- _Input_
━━━━━━
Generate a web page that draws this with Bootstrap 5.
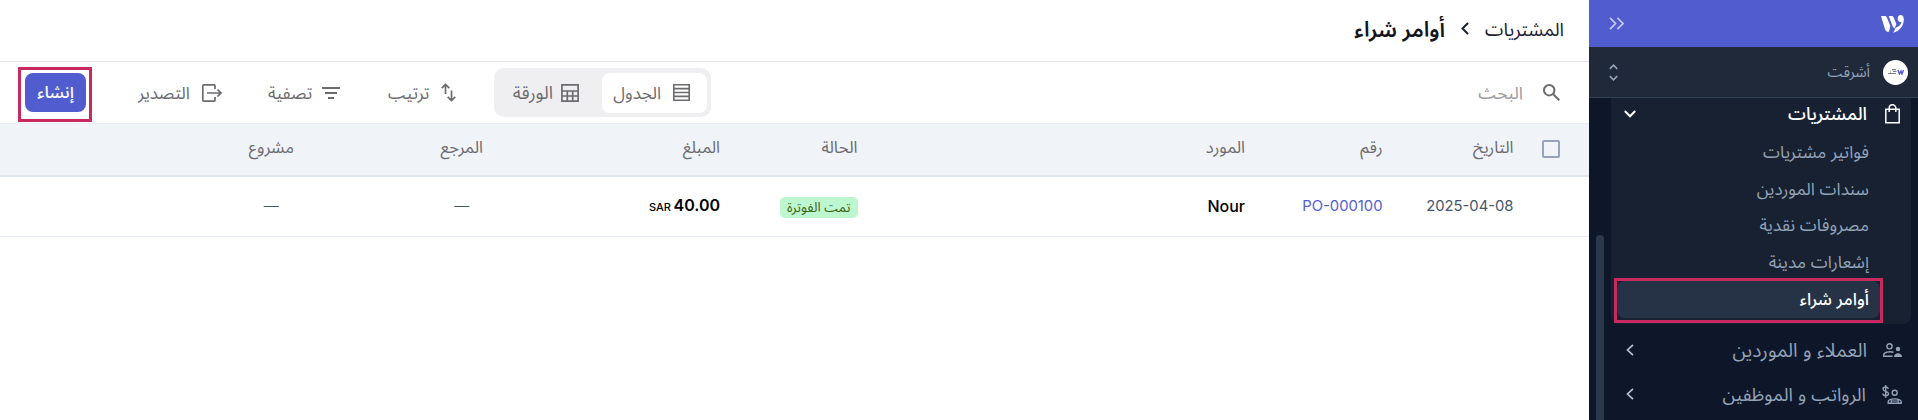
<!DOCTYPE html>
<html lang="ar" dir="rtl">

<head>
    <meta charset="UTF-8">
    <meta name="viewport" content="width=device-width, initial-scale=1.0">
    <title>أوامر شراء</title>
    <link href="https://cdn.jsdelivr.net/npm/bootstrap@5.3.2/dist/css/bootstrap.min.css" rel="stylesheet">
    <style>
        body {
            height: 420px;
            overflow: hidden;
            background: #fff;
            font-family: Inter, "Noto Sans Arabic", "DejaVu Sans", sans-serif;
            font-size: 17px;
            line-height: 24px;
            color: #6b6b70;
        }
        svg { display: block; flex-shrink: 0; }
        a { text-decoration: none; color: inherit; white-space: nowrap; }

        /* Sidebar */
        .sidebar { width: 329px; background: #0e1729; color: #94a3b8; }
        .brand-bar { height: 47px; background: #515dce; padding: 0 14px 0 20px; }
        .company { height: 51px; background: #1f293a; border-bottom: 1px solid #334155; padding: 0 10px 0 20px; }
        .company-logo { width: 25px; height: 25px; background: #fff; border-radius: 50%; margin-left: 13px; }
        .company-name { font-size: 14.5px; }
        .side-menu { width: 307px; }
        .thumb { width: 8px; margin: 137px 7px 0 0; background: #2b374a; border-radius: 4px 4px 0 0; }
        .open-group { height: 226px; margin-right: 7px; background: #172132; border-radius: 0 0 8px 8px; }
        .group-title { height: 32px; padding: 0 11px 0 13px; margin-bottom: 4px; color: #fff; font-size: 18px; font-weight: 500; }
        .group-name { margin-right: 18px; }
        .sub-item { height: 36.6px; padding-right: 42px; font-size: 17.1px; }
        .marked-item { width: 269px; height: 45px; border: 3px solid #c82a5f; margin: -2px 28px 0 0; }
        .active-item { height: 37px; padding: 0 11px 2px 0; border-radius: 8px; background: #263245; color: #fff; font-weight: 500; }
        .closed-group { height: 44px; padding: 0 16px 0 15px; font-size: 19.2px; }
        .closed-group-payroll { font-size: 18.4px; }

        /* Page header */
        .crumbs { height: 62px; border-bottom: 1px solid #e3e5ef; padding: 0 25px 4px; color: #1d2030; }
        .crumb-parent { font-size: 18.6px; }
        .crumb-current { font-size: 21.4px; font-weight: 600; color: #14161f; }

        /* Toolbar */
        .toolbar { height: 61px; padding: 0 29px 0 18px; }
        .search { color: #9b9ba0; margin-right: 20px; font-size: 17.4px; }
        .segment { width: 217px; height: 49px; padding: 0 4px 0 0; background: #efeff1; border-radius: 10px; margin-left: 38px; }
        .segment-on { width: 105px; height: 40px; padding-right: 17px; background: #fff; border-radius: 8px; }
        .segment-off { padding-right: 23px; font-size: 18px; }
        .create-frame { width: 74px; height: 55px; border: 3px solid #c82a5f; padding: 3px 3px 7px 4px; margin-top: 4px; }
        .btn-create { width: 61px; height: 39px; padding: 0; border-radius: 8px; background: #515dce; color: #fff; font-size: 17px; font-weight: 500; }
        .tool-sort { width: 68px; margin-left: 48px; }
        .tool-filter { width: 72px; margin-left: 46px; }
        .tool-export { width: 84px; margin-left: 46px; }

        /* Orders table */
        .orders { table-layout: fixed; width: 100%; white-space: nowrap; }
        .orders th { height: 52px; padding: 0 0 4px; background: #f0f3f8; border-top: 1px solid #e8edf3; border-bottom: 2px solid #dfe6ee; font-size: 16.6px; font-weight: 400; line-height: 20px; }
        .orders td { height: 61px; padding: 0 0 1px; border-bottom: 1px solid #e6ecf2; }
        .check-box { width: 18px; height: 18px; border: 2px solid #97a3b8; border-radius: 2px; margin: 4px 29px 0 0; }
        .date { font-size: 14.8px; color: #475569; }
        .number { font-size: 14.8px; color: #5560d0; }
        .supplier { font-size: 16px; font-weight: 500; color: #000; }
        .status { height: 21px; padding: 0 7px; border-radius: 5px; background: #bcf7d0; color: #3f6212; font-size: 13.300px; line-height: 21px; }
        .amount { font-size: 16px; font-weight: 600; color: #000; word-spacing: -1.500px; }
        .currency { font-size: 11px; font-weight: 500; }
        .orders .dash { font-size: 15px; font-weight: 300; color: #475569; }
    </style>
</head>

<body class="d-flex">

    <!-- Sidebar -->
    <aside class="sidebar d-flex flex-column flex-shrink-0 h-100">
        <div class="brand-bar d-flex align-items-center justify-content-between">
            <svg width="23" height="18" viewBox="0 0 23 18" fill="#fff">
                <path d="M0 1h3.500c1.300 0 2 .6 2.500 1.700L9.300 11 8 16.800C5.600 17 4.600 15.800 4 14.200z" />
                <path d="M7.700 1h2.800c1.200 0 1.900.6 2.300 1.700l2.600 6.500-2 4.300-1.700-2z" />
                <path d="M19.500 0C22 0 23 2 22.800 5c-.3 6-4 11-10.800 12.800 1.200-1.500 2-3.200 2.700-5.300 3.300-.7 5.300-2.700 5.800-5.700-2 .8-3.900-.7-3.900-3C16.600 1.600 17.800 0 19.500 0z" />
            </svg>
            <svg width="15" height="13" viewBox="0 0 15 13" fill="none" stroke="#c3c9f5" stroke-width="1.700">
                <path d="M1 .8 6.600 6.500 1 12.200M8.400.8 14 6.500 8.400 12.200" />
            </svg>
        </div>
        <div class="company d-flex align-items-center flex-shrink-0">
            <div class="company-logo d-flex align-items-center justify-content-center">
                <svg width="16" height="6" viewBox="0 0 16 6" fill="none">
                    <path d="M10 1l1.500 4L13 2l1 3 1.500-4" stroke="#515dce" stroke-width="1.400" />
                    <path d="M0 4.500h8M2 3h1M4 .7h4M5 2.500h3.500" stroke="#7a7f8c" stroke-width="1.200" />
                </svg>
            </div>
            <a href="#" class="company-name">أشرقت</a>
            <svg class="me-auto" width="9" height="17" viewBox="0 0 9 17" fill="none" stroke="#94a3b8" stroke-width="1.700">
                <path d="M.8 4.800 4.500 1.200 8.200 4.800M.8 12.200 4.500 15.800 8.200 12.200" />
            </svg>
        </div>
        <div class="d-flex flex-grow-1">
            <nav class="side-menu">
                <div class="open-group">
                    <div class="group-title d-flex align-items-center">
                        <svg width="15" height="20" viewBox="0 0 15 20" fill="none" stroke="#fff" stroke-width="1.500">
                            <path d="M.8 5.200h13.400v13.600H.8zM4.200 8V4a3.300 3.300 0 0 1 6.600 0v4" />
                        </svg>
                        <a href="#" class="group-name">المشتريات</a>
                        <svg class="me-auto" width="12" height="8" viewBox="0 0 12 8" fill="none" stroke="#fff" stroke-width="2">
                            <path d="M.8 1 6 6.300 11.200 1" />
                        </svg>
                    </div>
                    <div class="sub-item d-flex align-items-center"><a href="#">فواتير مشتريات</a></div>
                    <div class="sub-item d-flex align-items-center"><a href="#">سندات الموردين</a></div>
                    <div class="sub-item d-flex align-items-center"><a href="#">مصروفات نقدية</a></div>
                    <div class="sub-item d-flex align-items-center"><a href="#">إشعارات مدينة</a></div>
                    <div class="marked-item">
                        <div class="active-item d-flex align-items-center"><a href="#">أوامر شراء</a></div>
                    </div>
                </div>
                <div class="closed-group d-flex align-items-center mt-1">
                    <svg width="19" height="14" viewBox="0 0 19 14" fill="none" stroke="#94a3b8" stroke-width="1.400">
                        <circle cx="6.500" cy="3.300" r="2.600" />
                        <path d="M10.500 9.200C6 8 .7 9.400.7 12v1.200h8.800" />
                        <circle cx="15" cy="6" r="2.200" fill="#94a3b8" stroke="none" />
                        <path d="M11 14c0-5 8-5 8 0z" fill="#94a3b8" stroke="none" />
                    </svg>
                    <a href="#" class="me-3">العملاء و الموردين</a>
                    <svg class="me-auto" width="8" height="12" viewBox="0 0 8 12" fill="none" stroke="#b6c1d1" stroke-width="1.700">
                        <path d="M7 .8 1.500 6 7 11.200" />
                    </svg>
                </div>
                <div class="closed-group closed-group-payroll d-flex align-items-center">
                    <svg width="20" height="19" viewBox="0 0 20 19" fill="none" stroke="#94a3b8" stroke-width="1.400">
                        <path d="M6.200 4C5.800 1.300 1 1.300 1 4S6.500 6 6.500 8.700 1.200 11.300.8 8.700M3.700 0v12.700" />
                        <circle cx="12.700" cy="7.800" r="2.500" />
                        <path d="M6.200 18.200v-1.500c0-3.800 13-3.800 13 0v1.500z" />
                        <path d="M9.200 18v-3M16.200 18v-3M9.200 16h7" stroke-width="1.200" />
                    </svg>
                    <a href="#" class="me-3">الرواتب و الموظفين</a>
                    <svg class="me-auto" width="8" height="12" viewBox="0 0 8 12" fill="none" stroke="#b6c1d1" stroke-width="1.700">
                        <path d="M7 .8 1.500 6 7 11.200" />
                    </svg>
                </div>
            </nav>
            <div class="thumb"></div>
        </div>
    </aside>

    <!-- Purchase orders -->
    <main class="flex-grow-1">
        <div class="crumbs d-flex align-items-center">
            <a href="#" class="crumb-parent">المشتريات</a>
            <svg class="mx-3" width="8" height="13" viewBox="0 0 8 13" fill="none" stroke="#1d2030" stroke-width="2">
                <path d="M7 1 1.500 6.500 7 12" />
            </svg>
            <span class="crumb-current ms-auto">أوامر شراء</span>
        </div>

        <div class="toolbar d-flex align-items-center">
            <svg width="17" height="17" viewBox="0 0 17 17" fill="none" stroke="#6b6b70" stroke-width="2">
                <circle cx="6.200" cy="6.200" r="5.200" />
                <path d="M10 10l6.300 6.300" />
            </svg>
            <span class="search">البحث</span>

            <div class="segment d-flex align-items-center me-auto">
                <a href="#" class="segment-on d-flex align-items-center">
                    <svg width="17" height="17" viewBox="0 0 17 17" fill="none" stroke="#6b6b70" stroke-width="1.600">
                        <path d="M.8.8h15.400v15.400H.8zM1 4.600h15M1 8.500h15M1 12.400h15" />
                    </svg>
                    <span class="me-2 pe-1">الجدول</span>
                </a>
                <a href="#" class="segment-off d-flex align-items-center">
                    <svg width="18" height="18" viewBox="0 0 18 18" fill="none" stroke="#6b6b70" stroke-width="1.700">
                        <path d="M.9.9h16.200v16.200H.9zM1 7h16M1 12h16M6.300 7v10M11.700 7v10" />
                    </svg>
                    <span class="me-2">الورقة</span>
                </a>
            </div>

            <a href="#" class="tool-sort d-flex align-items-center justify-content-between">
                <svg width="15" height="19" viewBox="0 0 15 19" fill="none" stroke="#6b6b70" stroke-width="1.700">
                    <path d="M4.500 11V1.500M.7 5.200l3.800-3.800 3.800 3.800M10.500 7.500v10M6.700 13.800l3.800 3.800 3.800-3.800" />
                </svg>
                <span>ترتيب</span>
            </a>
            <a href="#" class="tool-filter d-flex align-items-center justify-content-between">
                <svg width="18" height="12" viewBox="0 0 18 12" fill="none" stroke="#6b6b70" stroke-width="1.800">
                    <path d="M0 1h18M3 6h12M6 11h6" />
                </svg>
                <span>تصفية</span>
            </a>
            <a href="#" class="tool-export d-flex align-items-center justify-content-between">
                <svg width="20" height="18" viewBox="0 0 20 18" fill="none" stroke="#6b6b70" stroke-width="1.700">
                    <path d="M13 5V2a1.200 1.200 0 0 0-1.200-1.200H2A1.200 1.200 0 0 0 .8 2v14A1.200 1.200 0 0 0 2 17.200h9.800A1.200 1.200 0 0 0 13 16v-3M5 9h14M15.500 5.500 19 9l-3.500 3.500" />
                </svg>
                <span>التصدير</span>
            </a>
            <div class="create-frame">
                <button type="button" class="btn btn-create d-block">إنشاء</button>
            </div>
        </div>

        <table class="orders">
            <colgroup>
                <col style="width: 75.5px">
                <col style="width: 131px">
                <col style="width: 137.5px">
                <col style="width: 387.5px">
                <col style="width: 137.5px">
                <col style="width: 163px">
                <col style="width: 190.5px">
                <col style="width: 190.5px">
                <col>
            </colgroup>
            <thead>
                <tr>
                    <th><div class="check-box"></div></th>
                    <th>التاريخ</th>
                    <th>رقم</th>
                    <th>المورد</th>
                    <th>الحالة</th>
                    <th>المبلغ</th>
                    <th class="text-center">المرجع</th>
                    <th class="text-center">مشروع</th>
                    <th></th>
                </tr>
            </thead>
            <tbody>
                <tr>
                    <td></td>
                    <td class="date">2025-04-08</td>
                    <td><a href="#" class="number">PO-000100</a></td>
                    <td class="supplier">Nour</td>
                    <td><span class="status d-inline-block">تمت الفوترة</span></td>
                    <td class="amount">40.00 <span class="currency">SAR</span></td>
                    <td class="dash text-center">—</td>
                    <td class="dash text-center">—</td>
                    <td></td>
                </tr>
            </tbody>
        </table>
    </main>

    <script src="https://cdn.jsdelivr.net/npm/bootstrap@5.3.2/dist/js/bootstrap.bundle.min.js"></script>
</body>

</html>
━━━━━━
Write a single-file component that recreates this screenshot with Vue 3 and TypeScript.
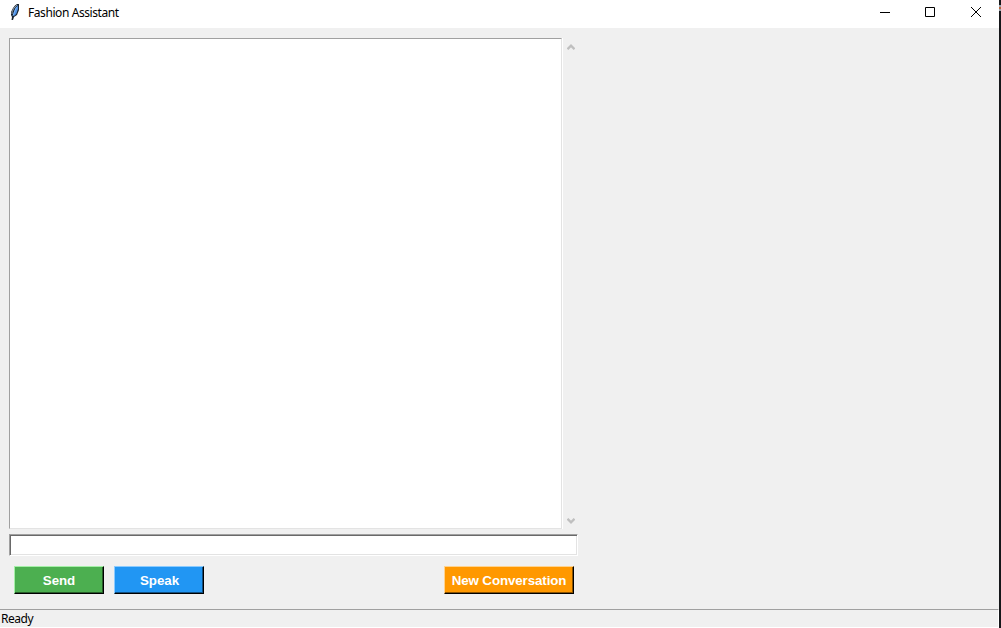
━━━━━━
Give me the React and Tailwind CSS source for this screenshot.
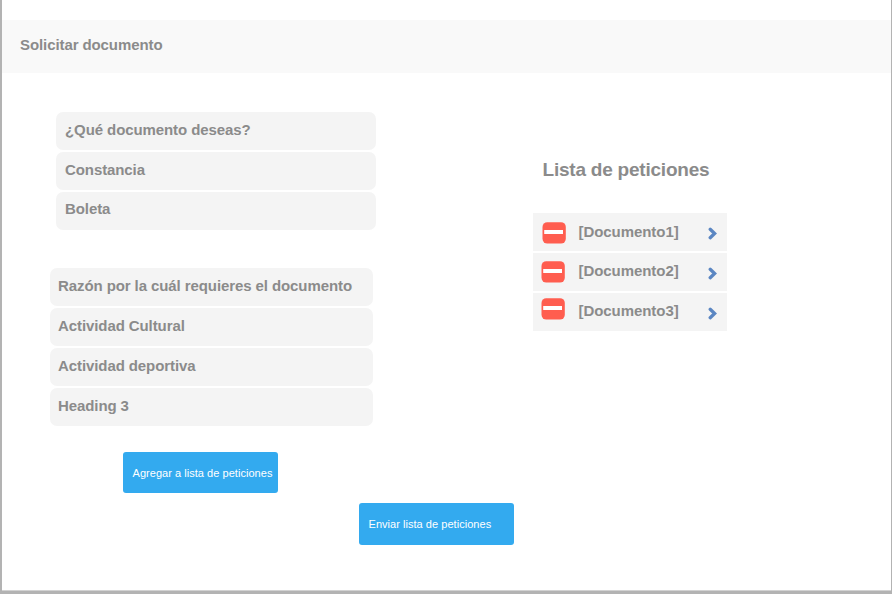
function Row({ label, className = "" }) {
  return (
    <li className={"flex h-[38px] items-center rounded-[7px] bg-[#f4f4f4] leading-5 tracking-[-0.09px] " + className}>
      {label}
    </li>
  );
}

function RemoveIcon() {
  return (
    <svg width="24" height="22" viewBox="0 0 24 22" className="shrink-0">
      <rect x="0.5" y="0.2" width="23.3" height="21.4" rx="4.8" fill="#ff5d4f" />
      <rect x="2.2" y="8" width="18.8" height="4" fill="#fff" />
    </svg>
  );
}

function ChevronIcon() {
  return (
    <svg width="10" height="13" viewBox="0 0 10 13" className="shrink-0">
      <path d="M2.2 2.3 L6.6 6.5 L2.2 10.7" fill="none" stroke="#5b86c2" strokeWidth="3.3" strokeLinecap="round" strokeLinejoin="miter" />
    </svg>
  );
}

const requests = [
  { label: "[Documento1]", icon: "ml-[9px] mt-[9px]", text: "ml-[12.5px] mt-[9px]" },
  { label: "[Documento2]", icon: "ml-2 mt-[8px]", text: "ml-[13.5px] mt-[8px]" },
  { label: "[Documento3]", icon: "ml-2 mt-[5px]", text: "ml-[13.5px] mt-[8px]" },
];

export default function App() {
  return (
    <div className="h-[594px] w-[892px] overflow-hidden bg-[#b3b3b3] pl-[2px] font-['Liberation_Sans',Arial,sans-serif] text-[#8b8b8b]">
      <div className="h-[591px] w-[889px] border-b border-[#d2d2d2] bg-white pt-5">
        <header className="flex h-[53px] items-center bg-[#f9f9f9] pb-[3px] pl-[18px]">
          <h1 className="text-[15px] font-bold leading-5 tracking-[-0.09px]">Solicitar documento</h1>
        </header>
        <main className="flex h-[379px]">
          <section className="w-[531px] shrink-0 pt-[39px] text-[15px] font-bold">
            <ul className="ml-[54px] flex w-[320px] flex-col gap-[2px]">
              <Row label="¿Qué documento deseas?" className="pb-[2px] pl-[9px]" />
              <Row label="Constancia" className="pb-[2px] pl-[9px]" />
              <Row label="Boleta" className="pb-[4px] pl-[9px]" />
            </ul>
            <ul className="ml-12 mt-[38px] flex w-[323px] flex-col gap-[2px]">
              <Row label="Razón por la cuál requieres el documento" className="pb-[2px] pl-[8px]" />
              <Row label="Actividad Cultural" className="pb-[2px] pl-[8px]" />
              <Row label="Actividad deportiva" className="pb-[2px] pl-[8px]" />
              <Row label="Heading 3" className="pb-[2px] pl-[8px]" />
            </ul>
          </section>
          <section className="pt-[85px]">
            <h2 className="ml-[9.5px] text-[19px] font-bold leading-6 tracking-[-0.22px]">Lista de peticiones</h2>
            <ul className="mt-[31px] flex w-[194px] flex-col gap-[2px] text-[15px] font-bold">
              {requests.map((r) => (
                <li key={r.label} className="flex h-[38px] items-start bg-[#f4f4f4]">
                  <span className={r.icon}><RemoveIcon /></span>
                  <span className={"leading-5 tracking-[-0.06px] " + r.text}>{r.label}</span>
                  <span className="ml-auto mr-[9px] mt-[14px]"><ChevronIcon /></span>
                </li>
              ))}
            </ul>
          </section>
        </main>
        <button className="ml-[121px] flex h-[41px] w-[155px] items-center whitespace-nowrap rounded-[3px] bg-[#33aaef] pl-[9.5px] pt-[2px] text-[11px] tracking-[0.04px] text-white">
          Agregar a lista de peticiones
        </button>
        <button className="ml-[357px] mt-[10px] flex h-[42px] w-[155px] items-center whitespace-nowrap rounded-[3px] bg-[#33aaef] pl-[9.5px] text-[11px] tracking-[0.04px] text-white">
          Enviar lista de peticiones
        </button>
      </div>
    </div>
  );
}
━━━━━━
- _What needs to be done_
From the listing above, collect every line that mentions the word "screenshot".

- _Exercise answer_
Write a single-file component that recreates this screenshot with Vue 3 and TypeScript.
Give me the React and Tailwind CSS source for this screenshot.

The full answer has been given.